In his observations on the present condition of Catholicism, Fr Michael Mason, Redemptorist and sociologist, concentrates upon what is perhaps the most serious of the many fundamental problems facing the Catholic Church in this country. The strategies preferred by AD2000 are not necessarily those which he might propose - the short report of his address in the press does not enter into the question of possible solutions.
More important than solutions because it is prior to them, is recognition and acceptance of the facts: since in the last analysis solutions, insofar as they can be of human origin, must rest on facts.
Stating that approximately one million practising Catholics were "lost" to the Church in the fifteen years between 1966 and 1981; justifying this statement by a recital of some of the characteristic, saddening, statistics - which when produced by others are dismissed as "negative" and "pessimistic" - Fr Mason probes the heart of the problem in three or four short paragraphs:
"Projections for several large dioceses show that by the mid-90s the number of active diocesan clergy in parishes will be a third to a half fewer than in 1976."
Fr Mason said the resulting decline in priestly pastoral care was likely to cause further disaffection, especially among traditional Catholics in working class areas who did not take to a small-group style of Church.
"Most Australian practising Catholics are still of that traditional type, so a study done by the National Catholic Research Council in 1986 shows.
"It will probably be easier for educated middle-class types who belong to some supportive small community to remain active ...
"Without a theologically trained and ordained leadership, it must be expected that such communities would adopt a more Protestant style, with the Eucharist and other sacraments less central to their lives, a greater emphasis on the Word, less awareness of doctrinal and theological traditions, and less tolerance of authority."
To average Catholics, a majority of whom may still comprise "traditional Catholics in working class areas" - but, emphatically, not confined to this social group - the problem lies not so much in the fact that the new church possesses "a more Protestant style" but in the fact that the substance appears to have become increasingly Protestant as well.
This development is exemplified not merely in the field of the liturgy, where the arrogant and brutal destruction of the 'old' Mass has been followed by a limp and occasionally desacralised successor. The sense of 'mystery' has been replaced by chattering friendliness on the part of the congregation within the precincts of the Church, which rarely displays any of the traditional Catholic reverence for the Blessed Eucharist, raising the question of how much real belief in the Real Presence remains.
It is also to be found in the field of doctrine in which the obvious denial of the truth of the Resurrection (as the Church has always understood that central event of its own history) is only one of the many apparently permitted doctrinal deviations. Others include the Divinity of Christ, Christ's self-knowledge, the Virginity of Our Lady - the list is not exhaustive.

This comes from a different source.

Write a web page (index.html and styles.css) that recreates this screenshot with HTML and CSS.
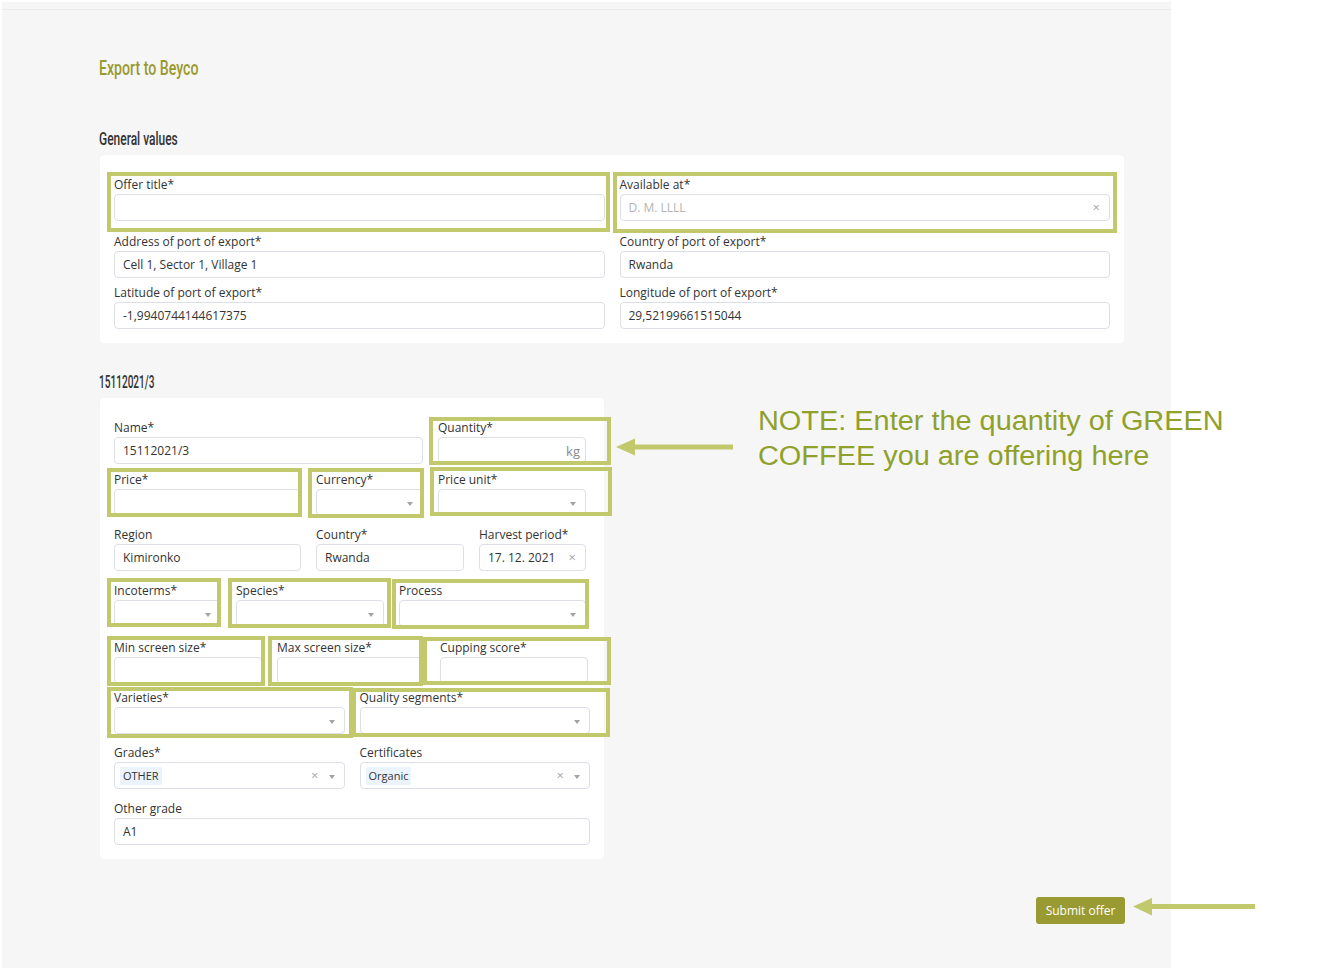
FILE: index.html
```html
<!DOCTYPE html>
<html lang="en">
<head>
<meta charset="utf-8">
<title>Export to Beyco</title>
<link rel="stylesheet" href="styles.css">
</head>
<body>
<div class="app">
  <div class="topbar"></div>
  <main class="content">
    <h1 class="page-title"><span class="condensed">Export to Beyco</span></h1>
    <h2 class="section-title"><span class="condensed">General values</span></h2>
    <section class="card card-general">
      <div class="row cols-2 mb-11">
        <div class="field"><label>Offer title*</label><div class="input"></div></div>
        <div class="field"><label>Available at*</label><div class="input"><span class="placeholder">D. M. LLLL</span><span class="clear">×</span></div></div>
      </div>
      <div class="row cols-2 mb-5">
        <div class="field"><label>Address of port of export*</label><div class="input">Cell 1, Sector 1, Village 1</div></div>
        <div class="field"><label>Country of port of export*</label><div class="input">Rwanda</div></div>
      </div>
      <div class="row cols-2">
        <div class="field"><label>Latitude of port of export*</label><div class="input">-1,9940744144617375</div></div>
        <div class="field"><label>Longitude of port of export*</label><div class="input">29,52199661515044</div></div>
      </div>
    </section>

    <h2 class="section-title lot"><span class="condensed digits">15112021/3</span></h2>
    <section class="card card-lot">
      <div class="row cols-name mb-6">
        <div class="field"><label>Name*</label><div class="input">15112021/3</div></div>
        <div class="field"><label>Quantity*</label><div class="input"><span class="suffix">kg</span></div></div>
      </div>
      <div class="row cols-price mb-9">
        <div class="field"><label>Price*</label><div class="input"></div></div>
        <div class="field"><label>Currency*</label><div class="input"><span class="caret"></span></div></div>
        <div class="field"><label>Price unit*</label><div class="input"><span class="caret"></span></div></div>
      </div>
      <div class="row cols-region mb-10">
        <div class="field"><label>Region</label><div class="input">Kimironko</div></div>
        <div class="field"><label>Country*</label><div class="input">Rwanda</div></div>
        <div class="field"><label>Harvest period*</label><div class="input">17. 12. 2021<span class="clear">×</span></div></div>
      </div>
      <div class="row cols-inco mb-11">
        <div class="field"><label>Incoterms*</label><div class="input"><span class="caret"></span></div></div>
        <div class="field"><label>Species*</label><div class="input"><span class="caret"></span></div></div>
        <div class="field"><label>Process</label><div class="input"><span class="caret"></span></div></div>
      </div>
      <div class="row cols-screen mb-4">
        <div class="field"><label>Min screen size*</label><div class="input"></div></div>
        <div class="field"><label>Max screen size*</label><div class="input"></div></div>
        <div class="field"><label>Cupping score*</label><div class="input"></div></div>
      </div>
      <div class="row cols-2 mb-9">
        <div class="field"><label>Varieties*</label><div class="input"><span class="caret"></span></div></div>
        <div class="field"><label>Quality segments*</label><div class="input"><span class="caret"></span></div></div>
      </div>
      <div class="row cols-2 mb-10">
        <div class="field"><label>Grades*</label><div class="input multi"><span class="tag">OTHER</span><span class="clear">×</span><span class="caret caret-near"></span></div></div>
        <div class="field"><label>Certificates</label><div class="input multi"><span class="tag">Organic</span><span class="clear">×</span><span class="caret caret-near"></span></div></div>
      </div>
      <div class="row cols-1">
        <div class="field"><label>Other grade</label><div class="input">A1</div></div>
      </div>
    </section>

    <div class="actions"><button class="btn-submit" type="button">Submit offer</button></div>
  </main>
</div>

<div class="annotations">
  <div class="hl hl-offer"></div>
  <div class="hl hl-available"></div>
  <div class="hl hl-quantity"></div>
  <div class="hl hl-price"></div>
  <div class="hl hl-currency"></div>
  <div class="hl hl-priceunit"></div>
  <div class="hl hl-incoterms"></div>
  <div class="hl hl-species"></div>
  <div class="hl hl-process"></div>
  <div class="hl hl-min"></div>
  <div class="hl hl-max"></div>
  <div class="hl hl-cupping"></div>
  <div class="hl hl-varieties"></div>
  <div class="hl hl-quality"></div>

  <p class="note">NOTE: Enter the quantity of GREEN<br>COFFEE you are offering here</p>

  <svg class="arrow arrow-note" width="122" height="20" viewBox="0 0 122 20">
    <polygon points="2,10 21,1.5 21,18.5" fill="#c2c86c"/>
    <rect x="20" y="7.5" width="99" height="5" fill="#c2c86c"/>
  </svg>
  <svg class="arrow arrow-submit" width="126" height="20" viewBox="0 0 126 20">
    <polygon points="2,9.5 21,1 21,18.5" fill="#c2c86c"/>
    <rect x="20" y="7" width="104" height="5" fill="#c2c86c"/>
  </svg>
</div>
</body>
</html>
```

FILE: styles.css
```css
* { box-sizing: border-box; }

html, body { margin: 0; padding: 0; }

body {
  position: relative;
  width: 1325px;
  height: 968px;
  overflow: hidden;
  background: #ffffff;
  font-family: "Open Sans", "Liberation Sans", sans-serif;
  color: #333333;
}

.app {
  margin: 2px 0 0 2px;
  width: 1169px;
  height: 966px;
  background: #f6f6f6;
}

.topbar {
  height: 8px;
  border-bottom: 1px solid #ebebeb;
}

.content {
  padding: 46px 0 0 97px;
}

.condensed {
  display: inline-block;
  transform-origin: 0 50%;
  white-space: nowrap;
}

.page-title {
  margin: 0;
  font-family: Roboto, "Liberation Sans", sans-serif;
  font-weight: 500;
  font-size: 20.5px;
  line-height: 24px;
  color: #9a9a2e;
}

.page-title .condensed { transform: scaleX(0.69); }

.section-title {
  margin: 48px 0 5px;
  font-family: Roboto, "Liberation Sans", sans-serif;
  font-weight: 500;
  font-size: 19px;
  line-height: 22px;
  color: #333333;
}

.section-title .condensed { transform: scaleX(0.63); }

.section-title.lot {
  margin: 28px 0 5px;
  font-size: 18px;
}

.section-title .condensed.digits { transform: scaleX(0.56); }

.card {
  background: #ffffff;
  border-radius: 4px;
  padding: 20px 14px 14px;
  box-shadow: 0 0 1px rgba(0, 0, 0, 0.05);
}

.card-general { width: 1024px; margin-left: 1px; }
.card-lot { width: 504px; margin-left: 1px; }

.row {
  display: grid;
  column-gap: 15px;
}

.cols-1 { grid-template-columns: 1fr; }
.cols-2 { grid-template-columns: 1fr 1fr; }
.cols-name { grid-template-columns: 309px 148px; }
.cols-price { grid-template-columns: 187px 107px 148px; }
.cols-region { grid-template-columns: 187px 148px 107px; }
.cols-inco { grid-template-columns: 107px 148px 187px; }
.cols-screen { grid-template-columns: 148px 148px 148px; }

.mb-4 { margin-bottom: 4px; }
.mb-5 { margin-bottom: 5px; }
.mb-6 { margin-bottom: 6px; }
.mb-9 { margin-bottom: 9px; }
.mb-10 { margin-bottom: 10px; }
.mb-11 { margin-bottom: 11px; }

.field label {
  display: block;
  font-size: 12px;
  line-height: 19px;
  color: #333333;
  white-space: nowrap;
}

.input {
  display: flex;
  align-items: center;
  height: 27px;
  padding: 0 9px 0 8px;
  border: 1px solid #dcdfe6;
  border-radius: 4px;
  background: #ffffff;
  font-size: 12px;
  color: #333333;
  white-space: nowrap;
}

.input.multi {
  padding-left: 5px;
}

.placeholder { color: #b4b4b4; }

.clear {
  margin-left: auto;
  color: #a6a6a6;
  font-size: 13px;
  line-height: 1;
}

.suffix {
  margin-left: auto;
  margin-right: -4px;
  color: #8a8a8a;
  font-size: 13px;
}

.caret {
  margin-left: auto;
  width: 0;
  height: 0;
  border-left: 3.5px solid transparent;
  border-right: 3.5px solid transparent;
  border-top: 4px solid #a3a3a3;
  margin-top: 2px;
}

.clear + .caret-near {
  margin-left: 10px;
}

.tag {
  display: inline-block;
  height: 18px;
  line-height: 18px;
  padding: 0 3px;
  background: #ebf4fd;
  border-radius: 2px;
  font-size: 11px;
  color: #333333;
}

.actions {
  width: 1026px;
  display: flex;
  justify-content: flex-end;
  margin-top: 38px;
}

.btn-submit {
  width: 89px;
  height: 27px;
  padding: 0;
  border: 0;
  border-radius: 3px;
  background: #9a9a33;
  color: #ffffff;
  font-family: "Open Sans", "Liberation Sans", sans-serif;
  font-size: 12px;
}

/* annotation layer drawn over the screenshot */
.annotations {
  position: absolute;
  left: 0;
  top: 0;
  width: 0;
  height: 0;
}

.hl {
  position: absolute;
  border: 4px solid #c2c86c;
}

.hl-offer     { left: 107px; top: 172px; width: 503px; height: 60px; }
.hl-available { left: 613px; top: 172px; width: 504px; height: 61px; }
.hl-quantity  { left: 429px; top: 417px; width: 182px; height: 48px; }
.hl-price     { left: 107px; top: 468px; width: 195px; height: 49px; }
.hl-currency  { left: 308px; top: 468px; width: 116px; height: 50px; }
.hl-priceunit { left: 430px; top: 467px; width: 182px; height: 49px; }
.hl-incoterms { left: 107px; top: 578px; width: 114px; height: 49px; }
.hl-species   { left: 228px; top: 578px; width: 163px; height: 50px; }
.hl-process   { left: 392px; top: 579px; width: 197px; height: 50px; }
.hl-min       { left: 107px; top: 636px; width: 158px; height: 50px; }
.hl-max       { left: 268px; top: 636px; width: 155px; height: 50px; }
.hl-cupping   { left: 423px; top: 637px; width: 188px; height: 48px; }
.hl-varieties { left: 107px; top: 687px; width: 246px; height: 51px; }
.hl-quality   { left: 352px; top: 688px; width: 258px; height: 49px; }

.note {
  position: absolute;
  left: 758px;
  top: 404px;
  margin: 0;
  white-space: nowrap;
  font-family: "Liberation Sans", Arial, sans-serif;
  font-size: 27px;
  line-height: 35px;
  color: #8fa12a;
  transform: scaleX(1.07);
  transform-origin: 0 0;
}

.arrow { position: absolute; display: block; }
.arrow-note { left: 614px; top: 437px; }
.arrow-submit { left: 1131px; top: 897px; }
```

It is to be found in the field of moral teaching as the eminent English writer, Paul Johnson, when still an ex-Catholic, observed in 1967, when the majority of the Papal Commission on Human Reproduction recommended that contraception be admissible.
"To my mind," wrote Johnson, "it goes very much further (than contraception) and says that it's not the Church's business to lay down detailed guides for living the Christian life, but merely to state general moral principles and leave the rest to the individual's conscience. This was precisely the central issue of the Reformation. The Roman Catholic Church has finally turned Protestant."
It is to be found in the field of Catholic education in which not a few Catholic parents have Judged - rightly or wrongly is not the question - that it makes little or no difference, as far as religious teaching is concerned, whether they send their children to Catholic or Protestant schools.
The final result of the "protestantising" of the Catholic Church, referred to by Fr Mason, is that many, with increasing seriousness, ask the question: "Is this really the Catholic Church to which we have pledged our conviction and our resultant loyalty? Or has it become something else, in the course of an evolution which even so great a Pope as John Paul II, is incapable of reversing?" That is essentially the Lefebvre position, and it is mere folly to sweep it aside as if it did not matter.
Even apart from the fact that that question inevitably arises in the minds of many, there is also an obvious pragmatic judgement on this "protestantising" development. The Catholic Church may have "lost" one million regular Catholics in fifteen years, to use Fr Mason's graphic words. There are still another million left. For the Protestant denominations, however, as the last Census figures prove, the same fifteen years have registered an absolute disaster. That way there is no salvation whatsoever.
The disintegration of contemporary Anglicanism - which began with a repudiation of Papal authority and has ended with a repudiation of episcopal authority ought to stand as a sufficient warning.